4. This is a pattern. Pritzker is following a well-worn Democratic playbook: paint Trump as an authoritarian threat to democracy itself. Every election since 2016 has been framed as the “last election” if Republicans win. The rhetoric escalates, but the predicted catastrophe never arrives. After enough false alarms, people stop listening.

The Defense: Why Pritzker’s Warning Matters

But before dismissing Pritzker entirely, consider the perspective of those who take his warning seriously.

1. Trump has talked about this. The president has repeatedly suggested that the military or law enforcement should be used on Election Day to prevent fraud. He’s floated the idea of deploying troops to polling places. He’s questioned the legitimacy of mail-in voting. The words are on the record.

2. The precedent exists. In 2020, Trump considered using federal law enforcement to seize voting machines. The idea was reportedly discussed in the White House. It didn’t happen, but the fact that it was considered is itself alarming.

3. The “uniforms and weapons” matter. The presence of armed federal agents at polling places is inherently intimidating, regardless of intent. Voters shouldn’t have to walk past automatic weapons to cast a ballot. The psychological impact is real, even if no one is actually arrested.

4. “Potentially” is honest. Pritzker isn’t claiming to have proof. He’s saying, based on everything we know about this president and his past behavior, this is a plausible scenario. That’s not fearmongering—that’s pattern recognition.

The Deeper Divide: Two Visions of Election Integrity

This dispute isn’t really about Pritzker’s words. It’s about two fundamentally different understandings of what threatens American democracy.

For Trump supporters: The threat is fraud. Illegal voting, noncitizen voting, ballot harvesting, dead people voting—these are the real dangers. Armed agents at polling places? That’s a solution, not a problem. If you’re a legal voter, what do you have to fear from people enforcing the law?

For Pritzker and Democrats: The threat is suppression. Voter ID laws, purged rolls, reduced polling places, armed agents—all of these are designed to make it harder for certain people to vote. The goal is not security; it’s advantage. And when you add Trump’s history of refusing to accept election results, the concern becomes existential.

Both sides believe they’re defending democracy.
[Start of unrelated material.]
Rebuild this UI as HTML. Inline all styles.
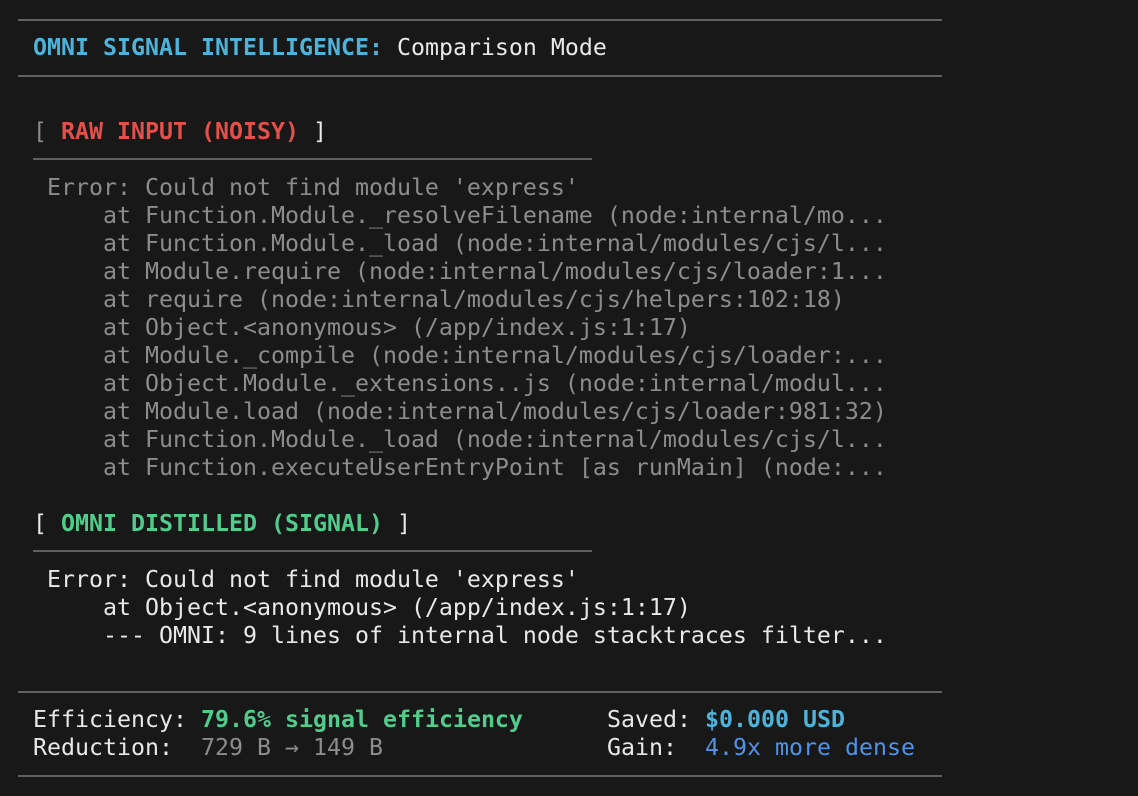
<!DOCTYPE html>
<html><head><meta charset="utf-8"><style>
html,body{margin:0;padding:0;background:#181818;width:1138px;height:796px;overflow:hidden}
body{position:relative;font-family:"DejaVu Sans Mono","Liberation Mono",monospace;font-size:23.25px;color:#e8e8e8}
.l{position:absolute;height:28px;line-height:28px;white-space:pre}
.hr{position:absolute;height:2px;background:#5f5f5f}
.g{color:#8c8c8c}.c{color:#4fb3d9;font-weight:bold}.r{color:#e2504b;font-weight:bold}.gr{color:#52cc8c;font-weight:bold}.b{color:#5292e6}
</style></head><body>
<div class="hr" style="left:18px;top:19px;width:924px"></div>
<div class="l" style="left:33px;top:34px"><span class="c">OMNI SIGNAL INTELLIGENCE:</span> Comparison Mode</div>
<div class="hr" style="left:18px;top:75px;width:924px"></div>
<div class="l" style="left:33px;top:118px"><span class="g">[</span> <span class="r">RAW INPUT (NOISY)</span> <span>]</span></div>
<div class="hr" style="left:33px;top:158px;width:559px"></div>
<div class="l g" style="left:47px;top:174px">Error: Could not find module 'express'
    at Function.Module._resolveFilename (node:internal/mo...
    at Function.Module._load (node:internal/modules/cjs/l...
    at Module.require (node:internal/modules/cjs/loader:1...
    at require (node:internal/modules/cjs/helpers:102:18)
    at Object.&lt;anonymous&gt; (/app/index.js:1:17)
    at Module._compile (node:internal/modules/cjs/loader:...
    at Object.Module._extensions..js (node:internal/modul...
    at Module.load (node:internal/modules/cjs/loader:981:32)
    at Function.Module._load (node:internal/modules/cjs/l...
    at Function.executeUserEntryPoint [as runMain] (node:...</div>
<div class="l" style="left:33px;top:510px">[ <span class="gr">OMNI DISTILLED (SIGNAL)</span> ]</div>
<div class="hr" style="left:33px;top:550px;width:559px"></div>
<div class="l" style="left:47px;top:566px">Error: Could not find module 'express'
    at Object.&lt;anonymous&gt; (/app/index.js:1:17)
    --- OMNI: 9 lines of internal node stacktraces filter...</div>
<div class="hr" style="left:18px;top:691px;width:924px"></div>
<div class="l" style="left:33px;top:706px">Efficiency: <span class="gr">79.6% signal efficiency</span>
Reduction:  <span class="g">729 B → 149 B</span></div>
<div class="l" style="left:607px;top:706px">Saved: <span class="c">$0.000 USD</span>
Gain:  <span class="b">4.9x more dense</span></div>
<div class="hr" style="left:18px;top:775px;width:924px"></div>
</body></html>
Both sides see the other as the enemy of democracy. And neither side can convince the other, because they start from irreconcilable premises.

The Role of Language: “Clear” vs. “Potential”

Pritzker’s critics have seized on the tension between “it is clear” and “potentially.” If something is clear, why qualify it with potential? If it’s potential, how can it be clear?

This is the kind of linguistic contradiction that drives political debates. Pritzker wants to sound certain—to convey urgency and conviction. But he also wants to avoid being pinned down if his predictions don’t materialize. The result is a statement that tries to have it both ways and ends up satisfying no one.

His supporters will say he’s being prudent—acknowledging uncertainty while still sounding the alarm. His critics will say he’s hedging his bets, preparing to claim victory if he’s right and deny responsibility if he’s wrong.

The Historical Context: Crying Wolf

The problem for Democrats is that they’ve cried wolf too many times.

  • 2016: Trump will end democracy if elected. He didn’t.

  • 2020: Trump will refuse to leave office. He left.

  • 2022: The “red wave” will bring authoritarian rule. It didn’t.

  • 2024: Trump’s second term will be the end of elections. It wasn’t.

Each time, the apocalyptic predictions failed to materialize. Each time, life went on, democracy survived, and the people who made the predictions moved on to the next crisis.

This doesn’t mean the next warning is false. It means the messengers have lost credibility. When you predict the end of the world every four years, people stop buying tickets.

The Verdict: A Warning That Will Be Ignored

JB Pritzker’s interview will be shared widely among Democrats, dismissed by Republicans, and forgotten by everyone else within a week. It’s the latest entry in a long series of “Trump will end democracy” warnings that have become background noise in American politics.

But here’s the uncomfortable truth: Pritzker could be right. Trump has talked about using federal agents at polling places. He has discussed seizing voting machines. He has refused to commit to accepting election results. The concerns are not irrational.

The problem is that the language of crisis has been so overused that even legitimate warnings are dismissed as partisan hysteria. When everything is framed as the end of democracy, nothing is. And when the real threat finally arrives, no one will believe it.

Pritzker’s words will be forgotten. But the question he raised—about what happens when a president refuses to accept election results and uses federal power to intervene—will not. That question is coming, whether we’re ready or not.